Title VII of the federal Civil Rights Act prohibits employment discrimination based on a person’s sex. When office romances sour, scorned lovers often use this law to allege that their former lover was a sexual harasser. And even if the lovers are happy, workplace romances can cause problems in the office or on the shop floor. If co-workers feel a love affair results in favoritism, the relationship may lead to charges of conflict of interest, harassment, retaliation or discrimination.
A landmark 1998 U.S. Supreme Court ruling (Faragher v. City of Boca Raton) said that employers are responsible for the actions of their supervisors. It said employers—to be able to put forth a defense in harassment cases—must establish sexual harassment policies and complaint procedures. There must be provisions allowing harassed employees to bypass their immediate supervisors when reporting harassment.
A 2004 U.S. Supreme Court decision (Pennsylvania State Police v. Suders) says harassed employees can quit before filing charges internally if they believe working conditions are too difficult to continue. The legal term for such a situation is “constructive discharge.” The Suders case illustrates that an employer must be alert to sexual harassment complaints and investigate, even if the alleged victim quits.
With most people spending more than a third of the day at work, and workers being more connected than ever before thanks to e-mail, the Internet and cell phones, workplace romance is hotter than ever. Roughly four out of 10 workers have dated a co-worker, according to a survey by Spherion Corporation. Acceptance of workplace romance is growing and is greater among younger employees, with nearly half of workers ages 30–39 reporting workplace trysts.
Still, employees see the potential problems: 47% of women and 36% of men think openly dating a co-worker could jeopardize their careers. And most people surveyed agreed that dating between supervisors and subordinates is taboo, even though nearly 20% of employees in a Vault.com survey admitted to having dated a supervisor.
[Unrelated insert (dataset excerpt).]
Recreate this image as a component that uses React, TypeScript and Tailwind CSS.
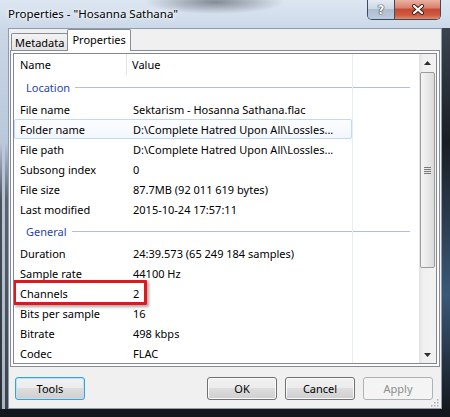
import React from "react";

type Item = [string, string];

const locationItems: Item[] = [
  ["File name", "Sektarism - Hosanna Sathana.flac"],
  ["Folder name", "D:\\Complete Hatred Upon All\\Lossles..."],
  ["File path", "D:\\Complete Hatred Upon All\\Lossles..."],
  ["Subsong index", "0"],
  ["File size", "87.7MB (92 011 619 bytes)"],
  ["Last modified", "2015-10-24 17:57:11"],
];

const generalItems: Item[] = [
  ["Duration", "24:39.573 (65 249 184 samples)"],
  ["Sample rate", "44100 Hz"],
  ["Channels", "2"],
  ["Bits per sample", "16"],
  ["Bitrate", "498 kbps"],
  ["Codec", "FLAC"],
];

function Row({ name, value, hot }: { name: string; value: string; hot?: boolean }) {
  return (
    <div
      className={
        hot
          ? "h-[20px] w-[338px] flex items-center rounded-[2px] border border-[#c3d9f3] bg-[linear-gradient(to_bottom,#fcfdff,#f2f7fe)]"
          : "h-[20px] w-[338px] flex items-center rounded-[2px] border border-transparent"
      }
    >
      <div className="w-[113px] pl-[5px] whitespace-nowrap">{name}</div>
      <div className="flex-1 pl-[5px] whitespace-nowrap">{value}</div>
    </div>
  );
}

function Group({ title }: { title: string }) {
  return (
    <div className="h-[24px] flex items-center pl-[12px] pr-[9px]">
      <span className="text-[#2a44b0] whitespace-nowrap">{title}</span>
      <div className="flex-1 h-px bg-[#b3c0dc] ml-[5px]" />
    </div>
  );
}

function Btn({ label, focus, disabled }: { label: string; focus?: boolean; disabled?: boolean }) {
  let cls =
    "w-[70px] h-[23px] rounded-[3px] border flex items-center justify-center ";
  if (disabled) {
    cls += "border-[#adb2b5] bg-[#f4f4f4] text-[#8d8d8d]";
  } else if (focus) {
    cls +=
      "border-[#3c9fd8] bg-[linear-gradient(to_bottom,#f2f2f2_0%,#ebebeb_50%,#dddddd_50%,#cfcfcf_100%)] shadow-[inset_0_0_0_1px_#b5e3f8] text-black";
  } else {
    cls +=
      "border-[#707070] bg-[linear-gradient(to_bottom,#f2f2f2_0%,#ebebeb_50%,#dddddd_50%,#cfcfcf_100%)] shadow-[inset_0_0_0_1px_#fbfbfb] text-black";
  }
  return (
    <button type="button" className={cls}>
      {label}
    </button>
  );
}

export default function App() {
  return (
    <div className="w-[450px] h-[417px] overflow-hidden flex flex-col bg-[#121519] font-['Noto_Sans',sans-serif] text-[11px] text-black leading-none">
      {/* Title bar */}
      <div className="h-[28px] flex items-start pr-[9px] bg-[radial-gradient(ellipse_70px_12px_at_215px_2px,rgba(40,48,58,0.5),transparent),linear-gradient(to_bottom,#dde7f2,#cbd9e8)]">
        <div className="flex-1 h-[28px] flex items-center pl-[8px] text-[11.5px] text-black [text-shadow:0_0_6px_#ffffff,0_0_3px_#ffffff]">
          Properties - "Hosanna Sathana"
        </div>
        <div className="flex h-[20px] rounded-b-[5px] border border-t-0 border-[#3d4b5e] overflow-hidden">
          <div className="w-[27px] border-r border-[#3d4b5e] bg-[linear-gradient(to_bottom,#e4ebf3_0%,#ccd8e5_45%,#aebed0_50%,#bccbdb_100%)] flex items-center justify-center">
            <span className="font-['DejaVu_Sans',sans-serif] font-bold text-[12px] text-white [text-shadow:0_0_1px_#2c3440,0_0_1px_#2c3440,0_0_1px_#2c3440]">
              ?
            </span>
          </div>
          <div className="w-[45px] bg-[linear-gradient(to_bottom,#eab1a2_0%,#d9836f_40%,#c54a33_50%,#cf5a3f_80%,#e28a6d_100%)] flex items-center justify-center">
            <svg width="14" height="11" viewBox="0 0 14 11">
              <path d="M3 2 L11 9 M11 2 L3 9" stroke="#3b1e18" strokeWidth="4" strokeLinecap="round" />
              <path d="M3 2 L11 9 M11 2 L3 9" stroke="#ffffff" strokeWidth="2.2" strokeLinecap="round" />
            </svg>
          </div>
        </div>
      </div>

      <div className="flex flex-1">
        {/* left frame */}
        <div className="w-[8px] flex">
          <div className="w-[2px] bg-[linear-gradient(to_bottom,#c9d7e6_0%,#b9c8da_30%,#4b535d_45%,#2a2f36_100%)]" />
          <div className="w-[3px] bg-[linear-gradient(to_bottom,#c9d7e6_0%,#b9c8da_30%,#a9b6c4_100%)]" />
          <div className="w-[3px] bg-[linear-gradient(to_bottom,#c9d7e6_0%,#b9c8da_30%,#5a6470_45%,#3a414a_100%)]" />
        </div>

        {/* client */}
        <div className="w-[434px] relative flex flex-col border border-[#8e9cad] bg-[#f0f0f0]">
          {/* tabs */}
          <div className="relative z-10 h-[21px] flex items-end px-[1px]">
            <div className="h-[17px] ml-[1px] px-[3px] flex items-center border border-b-0 border-[#898c95] rounded-t-[2px] bg-[linear-gradient(to_bottom,#f3f3f3,#e3e3e3)]">
              Metadata
            </div>
            <div className="h-[22px] -mb-[1px] -ml-[1px] px-[4px] pb-[3px] flex items-center border border-b-0 border-[#898c95] rounded-t-[2px] bg-[#ffffff]">
              Properties
            </div>
          </div>

          {/* tab panel */}
          <div className="mx-[1px] h-[317px] border border-[#898c95] bg-[#fcfcfc] p-[2px]">
            {/* list view */}
            <div className="h-[311px] border border-[#828790] bg-white flex">
              <div className="flex-1 relative overflow-hidden">
                {/* column grid line */}
                <div className="absolute left-[338px] top-0 bottom-0 w-px bg-[#e8edf3]" />
                {/* header */}
                <div className="h-[21px] flex items-center relative">
                  <div className="w-[113px] pl-[6px] h-full flex items-center border-r border-[#e3e3e3]">Name</div>
                  <div className="w-[225px] pl-[5px] h-full flex items-center">Value</div>
                </div>
                <Group title="Location" />
                {locationItems.map(([n, v], i) => (
                  <Row key={n} name={n} value={v} hot={i === 1} />
                ))}
                <Group title="General" />
                {generalItems.map(([n, v]) => (
                  <Row key={n} name={n} value={v} />
                ))}
                {/* red annotation box */}
                <div className="absolute left-[-1px] top-[226px] w-[134px] h-[25px] border-[3px] border-[#e4161d] rounded-[1px] shadow-[2px_2px_3px_rgba(0,0,0,0.35)]" />
              </div>
              {/* scrollbar */}
              <div className="w-[17px] flex flex-col bg-[linear-gradient(to_right,#e2e2e2,#f0f0f0_25%,#f2f2f2)]">
                <div className="h-[17px] flex items-center justify-center">
                  <svg width="7" height="4" viewBox="0 0 7 4">
                    <path d="M3.5 0 L7 4 L0 4 Z" fill="#2e2e2e" />
                  </svg>
                </div>
                <div className="h-[196px] mt-[1px] mx-[1px] rounded-[2px] border border-[#9c9c9c] bg-[linear-gradient(to_right,#f5f5f5,#e9e9e9_50%,#dadada)] flex items-center justify-center">
                  <div className="flex flex-col gap-[1px]">
                    <div className="w-[7px] h-px bg-[#7a7a7a]" />
                    <div className="w-[7px] h-px bg-[#7a7a7a]" />
                    <div className="w-[7px] h-px bg-[#7a7a7a]" />
                    <div className="w-[7px] h-px bg-[#7a7a7a]" />
                  </div>
                </div>
                <div className="flex-1" />
                <div className="h-[17px] flex items-center justify-center">
                  <svg width="7" height="4" viewBox="0 0 7 4">
                    <path d="M0 0 L7 0 L3.5 4 Z" fill="#2e2e2e" />
                  </svg>
                </div>
              </div>
            </div>
          </div>

          {/* buttons */}
          <div className="mt-[10px] flex items-center pl-[6px] pr-[8px]">
            <Btn label="Tools" focus />
            <div className="flex-1" />
            <div className="flex gap-[8px]">
              <Btn label="OK" />
              <Btn label="Cancel" />
              <Btn label="Apply" disabled />
            </div>
          </div>

          {/* size grip */}
          <div className="absolute right-[2px] bottom-[1px]">
            <svg width="8" height="8" viewBox="0 0 8 8">
              <rect x="6" y="0" width="1.5" height="1.5" fill="#b0b0b0" />
              <rect x="3" y="3" width="1.5" height="1.5" fill="#b0b0b0" />
              <rect x="6" y="3" width="1.5" height="1.5" fill="#b0b0b0" />
              <rect x="0" y="6" width="1.5" height="1.5" fill="#b0b0b0" />
              <rect x="3" y="6" width="1.5" height="1.5" fill="#b0b0b0" />
              <rect x="6" y="6" width="1.5" height="1.5" fill="#b0b0b0" />
            </svg>
          </div>
        </div>

        {/* right frame */}
        <div className="w-[8px] bg-[linear-gradient(to_bottom,#3b4350_0%,#1a1e24_30%,#3a5878_70%,#15191e_100%)]" />
      </div>

      {/* bottom frame */}
      <div className="h-[8px] bg-[#14171b]" />
    </div>
  );
}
While workplace romance policies are growing increasingly common, only about 30% of companies currently have them.
How to comply
Based on all these legal risks, should your organization forbid office romances? Legally, you can, but it probably isn’t the wisest move. A “no romance” policy could be nearly impossible to enforce and would affect employees who already are involved in relationships with co-workers. It also might be taken as an affront to employees’ privacy. It could damage morale.
Instead, employers must look at the larger picture. Charges of favoritism, discrimination and conflict of interest are the real culprits here. When employees supervise or evaluate “significant others,” they lack (or are perceived to lack) sufficient objectivity to perform their jobs fairly. As a result, other employees may feel they’re being discriminated against.
While this scenario may be troublesome, it’s not necessarily illegal. Unless discrimination actually is occurring and is due to the victim’s membership in a protected class, it most likely violates no law.
Note: Employees can exercise control over co-workers without directly supervising them. In one recent case, a loan officer at a car dealership had a relationship with a salesman. Other employees complained that the officer gave the best sales leads to her lover. The pair were disciplined and later fired, and the dealership wound up sorting it out in a courtroom.